Pengorbanan ini sebagai bukti bahwa Nailah sosok yang setiap dan rela berkorban apa saja untuk perjuangan suaminya. Semasa hidupnya Nailah dikenal sebagai sastrawan dan penyair yang banyak mengubah sajak dan syair yang diabadikan untuk suaminya tercinta.
Siapa sebenarnya Nailah?
Dia bukan berasal dari golongan Quraisy. Ayahnya penganut Nasrani, namun sebagai muslimah dia sangat taat beribadah. Utsman bin Affan mengakui dan mengagumi kecantikan dan kecerdasan Nailah. Diriwayatkan, Utsman pernah memuji, "Aku tidak menemui seorang perempuan yang lebih sempurna akalnya dari dirinya. Aku tidak segan apabila ia mengalahkan akalku."

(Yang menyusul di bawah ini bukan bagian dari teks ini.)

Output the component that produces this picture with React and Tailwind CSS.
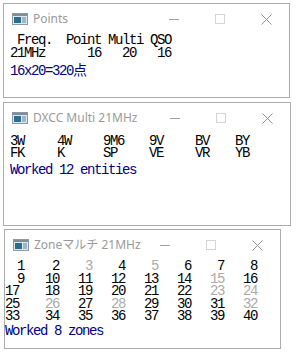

Khalifah Utsman menikah dengan Nailah di Madinah Al-Munawwarah. Ketika menikah, jarak usia mereka sangat berjauhan. Utsman bin Affan berusia 81 tahun, sedangkan Nailah jauh lebih muda, usia 18 tahun.
Utsman sempat menanyakan perbedaan jarak yang jauh ini, "Apakah engkau tidak keberatan menikah dengan seorang lelaki tua bangka?"
Nailah tersenyum sambil tertunduk malu menjawab, "Saya termasuk perempuan yang lebih suka memiliki suami yang lebih tua."
"Tapi aku telah jauh melampaui ketuaanku," kata Utsman.
Nailah dengan tersenyum berkata, "Tapi masa mudamu sudah kau habiskan bersama Rasulullah SAW. Dan itu jauh aku lebih sukai dari segala-galanya."
Mereka dikarunia seorang anak yang diberi nama Maryam binti Utsman. Diriwayatkan, karena kecintaan kepada istri terakhirnya ini, Utsman sering memberi berbagai hadiah. Nailah dikenal sebagai shahabiyyah yang cantik, setia, cerdas, dan pemberani yang membela suaminya.